Getting the right part to the assembly line at the right time and in the right quantity takes a synchronized effort up and down the automotive supply chain.

By Bob Trebilcock, Editor at Large -- Modern Materials Handling, 6/6/2007

When it comes to collaboration, few industries do it as well as the automotive industry.

How automotive does it
Plants synchronize the parts delivery to the line so an assembly worker doesn’t have to think about the part they’re about to install: The next part on the rack or in the tote is the right part for the vehicle in front of them.

It’s called just-in-time, just-in-sequence. In a JIT/JIS environment, the automaker electronically sends a production schedule for a time period to a sequencing center. The schedule includes a bill of materials for every car going down the line, in the order the vehicle is going to come down the line. The schedule is shared with parts suppliers who deliver their products to the sequencing center. They, in turn, pack the parts in containers—and in a trailer—in the right order to synchronize with the assembly line.

While it sounds easy, making it happen requires extensive collaboration between the automaker, a parts sequencing center generally located within a few miles of the plant, and parts and components suppliers up and down the supply chain.

“In true collaboration, the supplier understands the needs of the customer, right down to which vehicle is going to roll down the assembly line at what time,” says Marty Komer, a sales and marketing specialist with RT Systems, a provider of software solutions that enable JIT/JIS systems. “More importantly, the customer also understands the capabilities of the supplier and reverse engineers their needs into the supplier’s processes so they are seamless.”

Getting collaboration right
What Komer is getting at is that collaboration isn’t a technology. Rather, it’s a business process that uses technology to get the job done. But technology is only one of the tools.

For instance:

  • One assembly plant Komer worked with began the collaborative design process by creating routes for the internal delivery of parts within their plants.

  • Along those routes, they created footprints for staging parts before they went to the line. Those footprints were created based on standard lot sizes for parts.

  • Those, in turn, were created based on the speed of the assembly line.

For example, if the line was geared to ship 64 cars an hour, all of the common lot strategies were divisible by that number.

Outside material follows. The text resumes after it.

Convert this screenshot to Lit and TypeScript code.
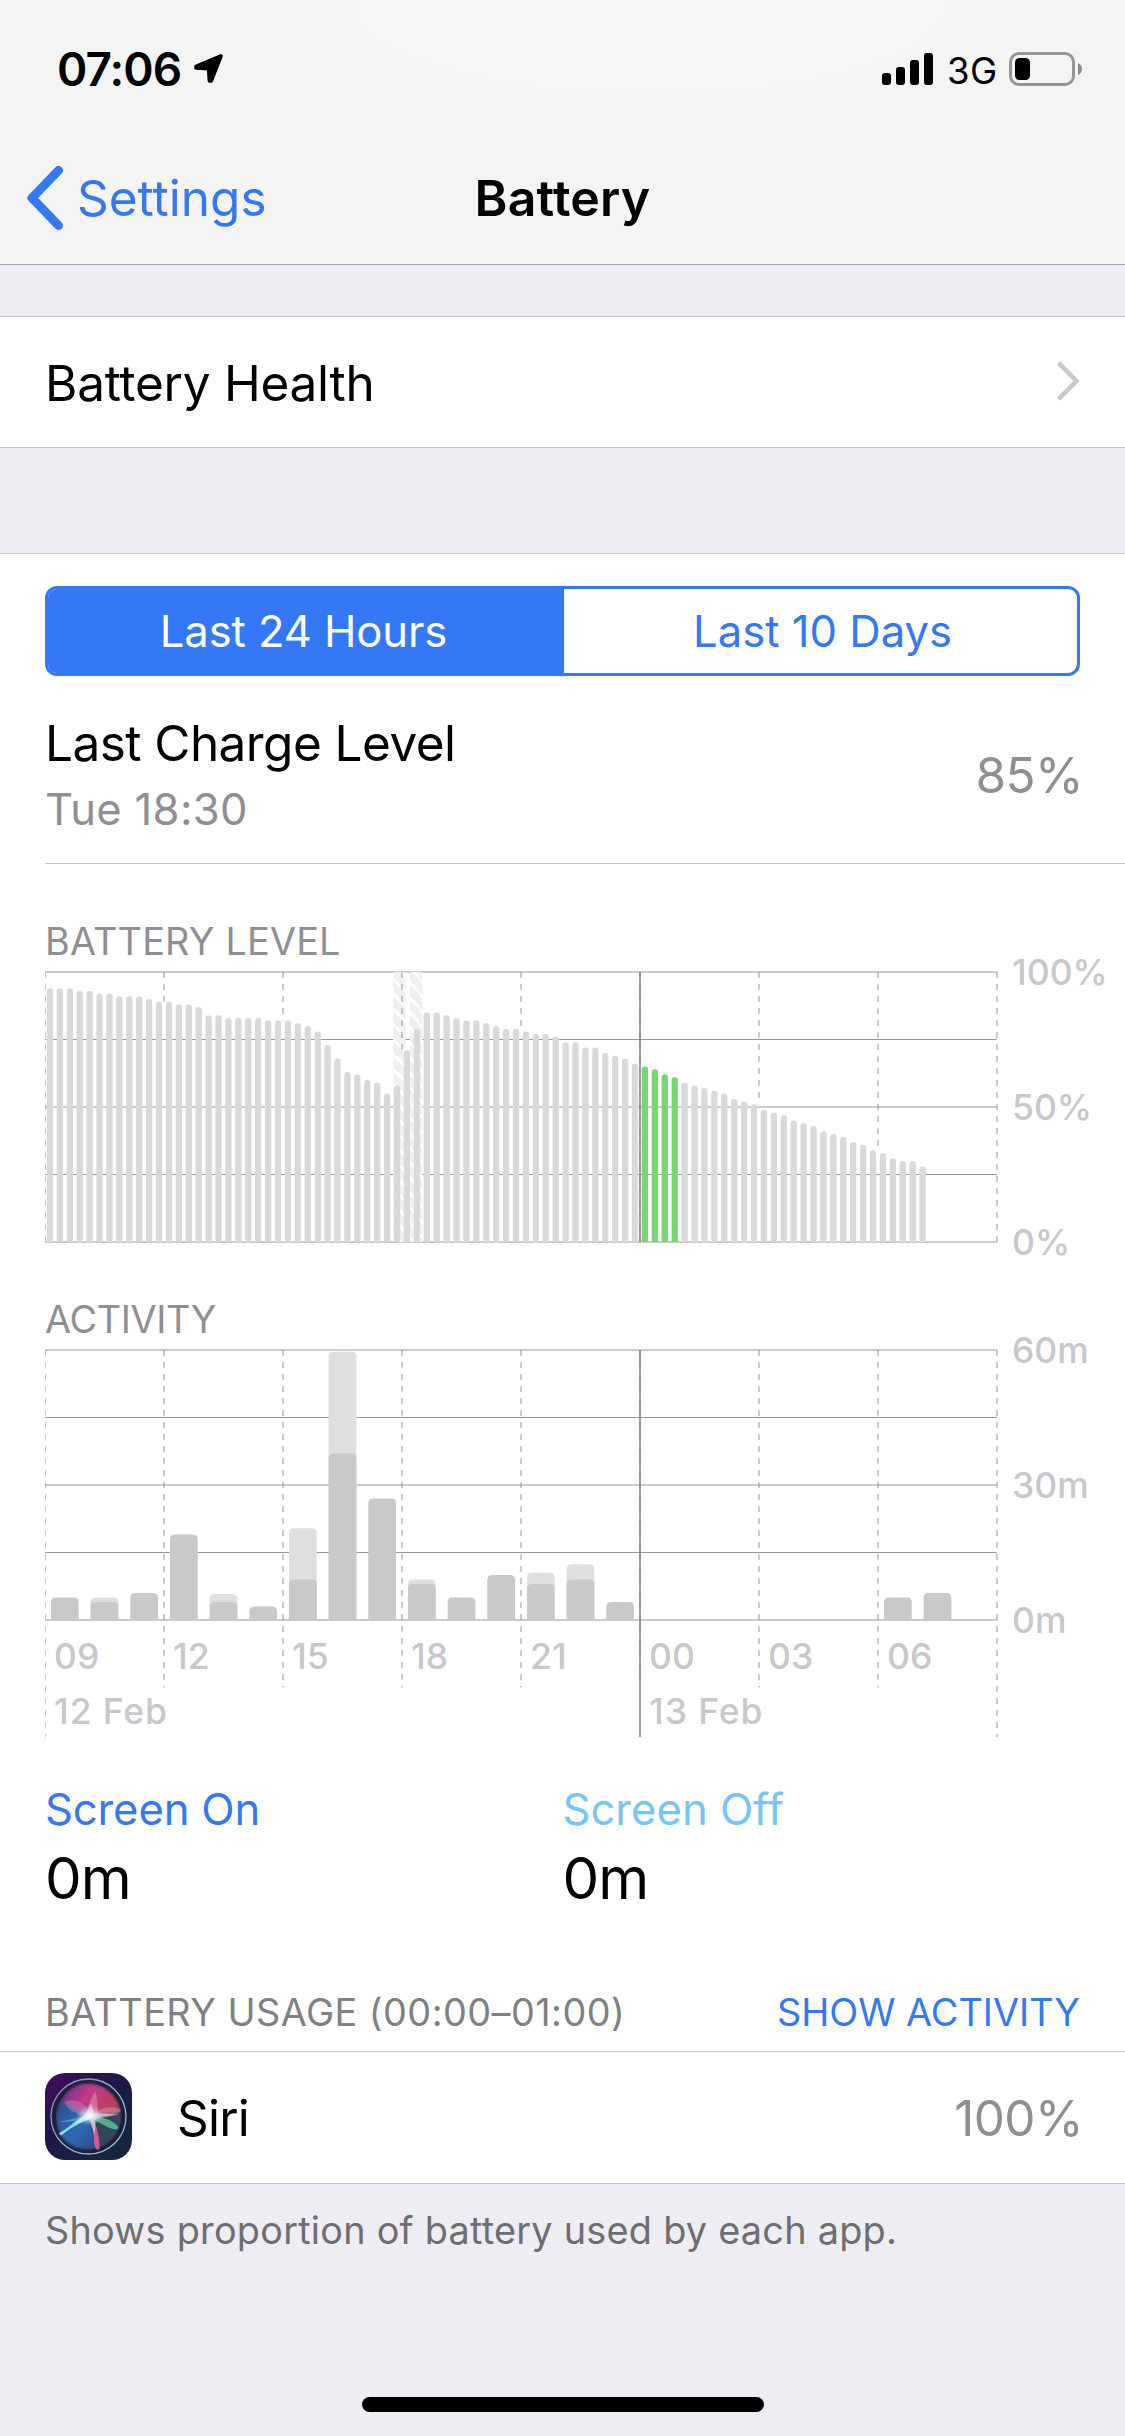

Parts were shipped in lots of 64, 32, 16 or some other number divisible by 64, depending on:

  • the size of the part,

  • the storage media (racks, totes, containers, etc.), and

  • the amount of storage space at the line.

Next, the inside of the trailers used to ship parts between the sequencing center and the assembly plant were designed to accommodate the racks and totes.

“That let the sequencing center create sequencing processes around standard shipping containers, standard lot sizes and standard truckloads,” says Komer.

The result of that effort
“By collaborating, we were able to dramatically reduce errors and defects that slowed down the line because the sequencing center wasn’t guessing how many parts to put into a container,” says Komer.